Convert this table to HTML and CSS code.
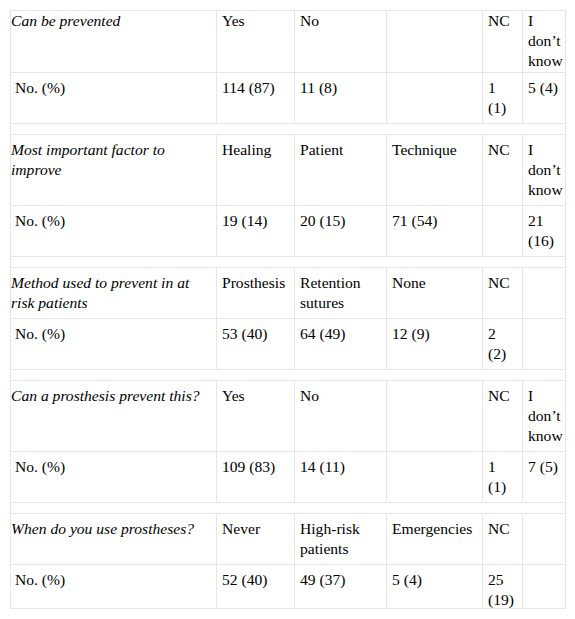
FILE: index.html
```html
<!DOCTYPE html>
<html lang="en">
<head>
<meta charset="utf-8">
<title>Survey results</title>
<link rel="stylesheet" href="styles.css">
</head>
<body>
<div class="table-wrap">
  <table class="data">
    <colgroup>
      <col class="c1"><col class="c2"><col class="c3"><col class="c4"><col class="c5"><col class="c6">
    </colgroup>
    <tbody>
      <tr class="first"><td><em>Can be prevented</em></td><td>Yes</td><td>No</td><td></td><td>NC</td><td>I don’t know</td></tr>
      <tr><td>&nbsp;No. (%)</td><td>114 (87)</td><td>11 (8)</td><td></td><td>1 (1)</td><td>5 (4)</td></tr>
      <tr class="gap"><td colspan="6"></td></tr>
      <tr><td><em>Most important factor to improve</em></td><td>Healing</td><td>Patient</td><td>Technique</td><td>NC</td><td>I don’t know</td></tr>
      <tr><td>&nbsp;No. (%)</td><td>19 (14)</td><td>20 (15)</td><td>71 (54)</td><td></td><td>21 (16)</td></tr>
      <tr class="gap"><td colspan="6"></td></tr>
      <tr><td><em>Method used to prevent in at risk patients</em></td><td>Prosthesis</td><td>Retention sutures</td><td>None</td><td>NC</td><td></td></tr>
      <tr><td>&nbsp;No. (%)</td><td>53 (40)</td><td>64 (49)</td><td>12 (9)</td><td>2 (2)</td><td></td></tr>
      <tr class="gap"><td colspan="6"></td></tr>
      <tr><td><em>Can a prosthesis prevent this?</em></td><td>Yes</td><td>No</td><td></td><td>NC</td><td>I don’t know</td></tr>
      <tr><td>&nbsp;No. (%)</td><td>109 (83)</td><td>14 (11)</td><td></td><td>1 (1)</td><td>7 (5)</td></tr>
      <tr class="gap"><td colspan="6"></td></tr>
      <tr><td><em>When do you use prostheses?</em></td><td>Never</td><td>High-risk patients</td><td>Emergencies</td><td>NC</td><td></td></tr>
      <tr><td>&nbsp;No. (%)</td><td>52 (40)</td><td>49 (37)</td><td>5 (4)</td><td>25 (19)</td><td></td></tr>
    </tbody>
  </table>
</div>
</body>
</html>
```
FILE: styles.css
```css
html, body {
  margin: 0;
  padding: 0;
  background: #ffffff;
}

body {
  font-family: "Liberation Serif", Tinos, "Times New Roman", Times, serif;
  font-size: 15.6px;
  line-height: 20px;
  color: #000000;
}

.table-wrap {
  margin: 10px 0 0 10px;
  width: 554px;
  height: 597px;
  overflow: hidden;
  border: 1px solid #e6e6e6;
}

.data {
  border-collapse: collapse;
  table-layout: fixed;
  width: 562px;
  margin: -1px 0 0 -6px;
}

.c1 { width: 211px; }
.c2 { width: 78px; }
.c3 { width: 92px; }
.c4 { width: 96px; }
.c5 { width: 40px; }
.c6 { width: 44px; }

.data td {
  border: 1px solid #e6e6e6;
  padding: 5px;
  vertical-align: top;
  text-align: left;
}

.data .first td {
  padding-top: 0;
  padding-bottom: 1px;
}

.data em {
  font-style: italic;
}
```
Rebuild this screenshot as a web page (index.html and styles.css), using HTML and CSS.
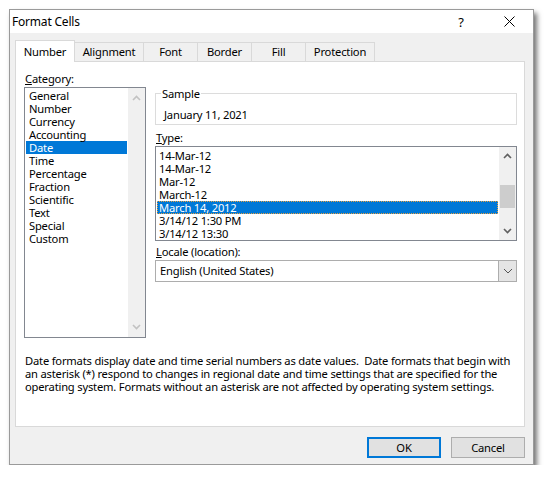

Aim — Above are the records; reproduce them exactly and leave out the pictures.

Problem solution —
Convert this table to HTML and CSS code.
FILE: index.html
```html
<!DOCTYPE html>
<html lang="en">
<head>
<meta charset="utf-8">
<title>Survey results</title>
<link rel="stylesheet" href="styles.css">
</head>
<body>
<div class="table-wrap">
  <table class="data">
    <colgroup>
      <col class="c1"><col class="c2"><col class="c3"><col class="c4"><col class="c5"><col class="c6">
    </colgroup>
    <tbody>
      <tr class="first"><td><em>Can be prevented</em></td><td>Yes</td><td>No</td><td></td><td>NC</td><td>I don’t know</td></tr>
      <tr><td>&nbsp;No. (%)</td><td>114 (87)</td><td>11 (8)</td><td></td><td>1 (1)</td><td>5 (4)</td></tr>
      <tr class="gap"><td colspan="6"></td></tr>
      <tr><td><em>Most important factor to improve</em></td><td>Healing</td><td>Patient</td><td>Technique</td><td>NC</td><td>I don’t know</td></tr>
      <tr><td>&nbsp;No. (%)</td><td>19 (14)</td><td>20 (15)</td><td>71 (54)</td><td></td><td>21 (16)</td></tr>
      <tr class="gap"><td colspan="6"></td></tr>
      <tr><td><em>Method used to prevent in at risk patients</em></td><td>Prosthesis</td><td>Retention sutures</td><td>None</td><td>NC</td><td></td></tr>
      <tr><td>&nbsp;No. (%)</td><td>53 (40)</td><td>64 (49)</td><td>12 (9)</td><td>2 (2)</td><td></td></tr>
      <tr class="gap"><td colspan="6"></td></tr>
      <tr><td><em>Can a prosthesis prevent this?</em></td><td>Yes</td><td>No</td><td></td><td>NC</td><td>I don’t know</td></tr>
      <tr><td>&nbsp;No. (%)</td><td>109 (83)</td><td>14 (11)</td><td></td><td>1 (1)</td><td>7 (5)</td></tr>
      <tr class="gap"><td colspan="6"></td></tr>
      <tr><td><em>When do you use prostheses?</em></td><td>Never</td><td>High-risk patients</td><td>Emergencies</td><td>NC</td><td></td></tr>
      <tr><td>&nbsp;No. (%)</td><td>52 (40)</td><td>49 (37)</td><td>5 (4)</td><td>25 (19)</td><td></td></tr>
    </tbody>
  </table>
</div>
</body>
</html>
```
FILE: styles.css
```css
html, body {
  margin: 0;
  padding: 0;
  background: #ffffff;
}

body {
  font-family: "Liberation Serif", Tinos, "Times New Roman", Times, serif;
  font-size: 15.6px;
  line-height: 20px;
  color: #000000;
}

.table-wrap {
  margin: 10px 0 0 10px;
  width: 554px;
  height: 597px;
  overflow: hidden;
  border: 1px solid #e6e6e6;
}

.data {
  border-collapse: collapse;
  table-layout: fixed;
  width: 562px;
  margin: -1px 0 0 -6px;
}

.c1 { width: 211px; }
.c2 { width: 78px; }
.c3 { width: 92px; }
.c4 { width: 96px; }
.c5 { width: 40px; }
.c6 { width: 44px; }

.data td {
  border: 1px solid #e6e6e6;
  padding: 5px;
  vertical-align: top;
  text-align: left;
}

.data .first td {
  padding-top: 0;
  padding-bottom: 1px;
}

.data em {
  font-style: italic;
}
```
Rebuild this screenshot as a web page (index.html and styles.css), using HTML and CSS.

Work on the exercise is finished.